Pour cette raison, alors que la controverse sur la dynamique newtonienne modifiée par rapport à la matière noire va et vient, les astronomes ont tendance à privilégier l’idée de la matière noire.
Mais cela pourrait maintenant changer grâce aux travaux de Jonathan Oppenheim et d’Andrea Russo de l’University College London, qui ont compris pourquoi l’idée MOND de Milgrom pourrait être vraie après tout. Cela donne à MOND une base théorique qui augmentera son attrait pour les astronomes et les physiciens.
Le nouveau travail est basé sur une idée avancée par Oppenheim il y a plusieurs années pour concilier l’incompatibilité entre deux des grands fondements de la physique moderne : la mécanique quantique et la relativité générale.
La mécanique quantique régit le comportement de l’univers aux plus petites échelles, tandis que la relativité opère aux plus grandes échelles. Mais le caractère de ces théories est totalement opposé, la mécanique quantique suggérant que l’univers est de nature probabiliste tandis que la relativité implique qu’il est entièrement classique.
Cela pose un dilemme lorsqu’il s’agit d’élaborer une théorie de la gravité quantique, un dilemme que les physiciens doivent encore résoudre.

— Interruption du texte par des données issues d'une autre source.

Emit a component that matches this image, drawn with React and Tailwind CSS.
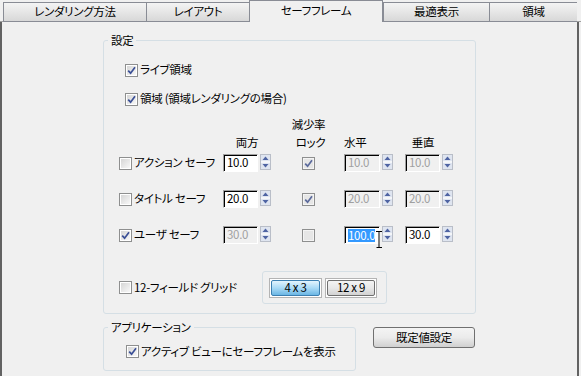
import React from 'react';

function Check({ checked, disabled }) {
  return (
    <span
      className={`w-[13px] h-[13px] shrink-0 border border-[#8e8f8f] p-[1px] flex ${
        disabled ? 'bg-[#f4f4f4]' : 'bg-white'
      }`}
    >
      <span
        className={`flex-1 flex items-center justify-center ${
          disabled ? 'bg-[#e6e6e6]' : 'bg-linear-to-br from-[#d6d6d6] to-[#f8f8f8]'
        }`}
      >
        {checked && (
          <svg width="9" height="9" viewBox="0 0 9 9">
            <path
              d="M1.2 4.6 L3.6 7.2 L8 1.2"
              fill="none"
              stroke={disabled ? '#5b6a9c' : '#3a4f96'}
              strokeWidth="1.7"
            />
          </svg>
        )}
      </span>
    </span>
  );
}

function Spin() {
  return (
    <svg width="11" height="16" viewBox="0 0 11 16" className="shrink-0">
      <rect x="0.5" y="0.5" width="10" height="15" fill="#f3f5f9" stroke="#b9bec8" />
      <rect x="1" y="1" width="9" height="6.5" fill="#dfe5f0" />
      <rect x="1" y="8.5" width="9" height="6.5" fill="#dfe5f0" />
      <line x1="1" y1="8" x2="10" y2="8" stroke="#ffffff" />
      <path d="M2.5 6 L5.5 2.5 L8.5 6 Z" fill="#4f64a3" />
      <path d="M2.5 10 L5.5 13.5 L8.5 10 Z" fill="#4f64a3" />
    </svg>
  );
}

function Num({ value, disabled, selected }) {
  return (
    <div className="flex items-start gap-[2px]">
      <div
        className={`w-[36px] h-[18px] border border-t-[#a0a0a0] border-l-[#a0a0a0] border-r-white border-b-white shadow-[inset_1px_1px_0_#000] flex items-center pl-[3px] leading-none ${
          disabled ? 'bg-[#f0f0f0] text-[#a0a0a0]' : 'bg-white text-black'
        }`}
      >
        {selected ? (
          <span className="bg-[#3399ff] text-white leading-[13px]">{value}</span>
        ) : (
          value
        )}
      </div>
      <Spin />
    </div>
  );
}

function SafeRow({ label, checked, both, bothOff, lock, lockOff, h, hOff, hSel, v, vOff }) {
  return (
    <div className="flex items-center h-[18px]">
      <div className="w-[104px] flex items-center gap-[2px]">
        <Check checked={checked} />
        <span className="whitespace-nowrap">{label}</span>
      </div>
      <div className="w-[48px]">
        <Num value={both} disabled={bothOff} />
      </div>
      <div className="w-[73px] flex justify-center pl-[2px]">
        <Check checked={lock} disabled={lockOff} />
      </div>
      <div className="w-[61px]">
        <Num value={h} disabled={hOff} selected={hSel} />
      </div>
      <div className="w-[48px]">
        <Num value={v} disabled={vOff} />
      </div>
    </div>
  );
}

const tabs = [
  { label: 'レンダリング方法', w: 'w-[143px]' },
  { label: 'レイアウト', w: 'w-[103px]' },
  { label: 'セーフフレーム', w: 'w-[134px]', active: true },
  { label: '最適表示', w: 'w-[106px]' },
  { label: '領域', w: 'w-[88px]' },
];

export default function App() {
  return (
    <div className="w-[581px] h-[376px] bg-[#f0f0f0] flex flex-col overflow-hidden relative text-[11.5px] tracking-[-0.3px] text-black [font-family:'Noto_Sans_CJK_JP','Noto_Sans',sans-serif] [font-feature-settings:'palt']">
      {/* tab strip */}
      <div className="flex items-end h-[22px] shrink-0">
        <div className="w-[3px] h-[22px] border-b border-[#a0a0a0]" />
        {tabs.map((t) =>
          t.active ? (
            <div
              key={t.label}
              className={`${t.w} h-[22px] border-l border-r border-t border-[#898c95] bg-[#f0f0f0] flex items-center justify-center leading-none pb-[1px]`}
            >
              {t.label}
            </div>
          ) : (
            <div
              key={t.label}
              className={`${t.w} h-[20px] border-l border-t border-b border-[#898c95] last:border-r bg-linear-to-b from-[#f4f4f4] to-[#d8d8d8] flex items-center justify-center leading-none`}
            >
              {t.label}
            </div>
          )
        )}
        <div className="flex-1 h-[22px] border-b border-[#a0a0a0]" />
      </div>

      {/* panel */}
      <div className="w-[579px] flex-1 border-l-2 border-r-2 border-[#626262] flex flex-col">
        <fieldset className="ml-[101px] mt-[12px] w-[373px] h-[280px] border border-[#d5dfe5] rounded-[3px] flex flex-col">
          <legend className="ml-[4px] px-[3px] leading-[12px]">設定</legend>

          <div className="ml-[21px] mt-[17px] h-[14px] flex items-center gap-[2px]">
            <Check checked />
            <span>ライブ領域</span>
          </div>
          <div className="ml-[21px] mt-[15px] h-[14px] flex items-center gap-[2px]">
            <Check checked />
            <span>領域 (領域レンダリングの場合)</span>
          </div>

          <div className="ml-[15px]">
            <div className="mt-[11px] h-[14px] flex items-center">
              <div className="w-[152px]" />
              <div className="w-[73px] text-center pl-[2px] leading-[14px]">減少率</div>
            </div>
            <div className="mt-[4px] h-[14px] flex items-center leading-[14px]">
              <div className="w-[104px]" />
              <div className="w-[48px] text-center">両方</div>
              <div className="w-[73px] text-center pl-[6px]">ロック</div>
              <div className="w-[61px] -ml-[2px] pl-[2px]">水平</div>
              <div className="w-[36px] text-center ml-[2px]">垂直</div>
            </div>

            <div className="mt-[5px]">
              <SafeRow label="アクション セーフ" both="10.0" lock lockOff h="10.0" hOff v="10.0" vOff />
            </div>
            <div className="mt-[18px]">
              <SafeRow label="タイトル セーフ" both="20.0" lock lockOff h="20.0" hOff v="20.0" vOff />
            </div>
            <div className="mt-[18px]">
              <SafeRow label="ユーザ セーフ" checked both="30.0" bothOff lockOff h="100.0" hSel v="30.0" />
            </div>

            <div className="mt-[27px] flex items-center">
              <div className="w-[143px] flex items-center gap-[2px]">
                <Check />
                <span className="whitespace-nowrap">12-フィールド グリッド</span>
              </div>
              <div className="w-[125px] h-[33px] border border-[#d5dfe5] rounded-[3px] flex items-center pl-[6px] gap-[3px]">
                <div className="border border-[#b4b4b4] bg-white p-[1px]">
                  <div className="w-[49px] h-[16px] border border-[#3c7fb1] rounded-[2px] bg-linear-to-b from-[#e3f4fd] via-[#a9daf6] to-[#6ab6e4] flex items-center justify-center leading-none">
                    4 x 3
                  </div>
                </div>
                <div className="border border-[#b4b4b4] bg-white p-[1px]">
                  <div className="w-[48px] h-[16px] border border-[#707070] rounded-[2px] bg-linear-to-b from-[#f4f4f4] via-[#e8e8e8] to-[#d2d2d2] flex items-center justify-center leading-none">
                    12 x 9
                  </div>
                </div>
              </div>
            </div>
          </div>
        </fieldset>

        <div className="flex items-start">
          <fieldset className="ml-[101px] mt-[7px] w-[253px] h-[50px] border border-[#d5dfe5] rounded-[3px] flex flex-col">
            <legend className="ml-[4px] px-[3px] leading-[12px]">アプリケーション</legend>
            <div className="ml-[22px] mt-[12px] h-[13px] flex items-center gap-[2px]">
              <Check checked />
              <span className="whitespace-nowrap">アクティブ ビューにセーフフレームを表示</span>
            </div>
          </fieldset>
          <button className="ml-[17px] mt-[13px] w-[102px] h-[21px] border border-[#707070] rounded-[3px] bg-linear-to-b from-[#f4f4f4] via-[#ebebeb] to-[#d0d0d0] flex items-center justify-center leading-none">
            既定値設定
          </button>
        </div>
      </div>

      {/* text cursor over the selected field */}
      <svg className="absolute left-[375px] top-[231px]" width="8" height="17" viewBox="0 0 8 17">
        <path d="M1 0.5 H7 M4 0.5 V16.5 M1.5 16.5 H7" stroke="#000" fill="none" />
      </svg>
    </div>
  );
}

L’idée d’Oppenheim est que la relativité est classique mais fondamentalement stochastique, ce qui signifie qu’elle a un caractère aléatoire, un peu comme le mouvement brownien, le mouvement aléatoire d’une particule en suspension dans un fluide. Cela permet de combiner la mécanique quantique et la relativité d’une manière mathématiquement compatible.
L’une des conséquences de cette nouvelle approche est qu’à l’échelle humaine, la gravité est entièrement newtonienne, tout comme l’observent les physiciens. Mais une autre raison est qu’à l’échelle galactique, l’accélération due à la gravité peut varier dans une mesure faible mais aléatoire, comme si l’espace-temps provoquait une sorte de mouvement brownien sur les masses qu’il contient. C’est cette nature stochastique de l’espace-temps qui génère la force gravitationnelle supplémentaire qui maintient les galaxies ensemble.
« Nous montrons que ce comportement stochastique conduit à une modification de la relativité générale aux faibles accélérations », expliquent-ils. « Dans le régime de faible accélération, la variance de l’accélération produite par le champ gravitationnel… agit comme une force entropique, provoquant un écart par rapport à la théorie de la relativité générale d’Einstein. »
Que la force
En d’autres termes, la force entropique agit comme s’il s’agissait d’une matière supplémentaire. « La force entropique entraînée par une constante cosmologique stochastique peut expliquer les courbes de rotation galactique sans avoir besoin d’évoquer la matière noire », concluent-ils.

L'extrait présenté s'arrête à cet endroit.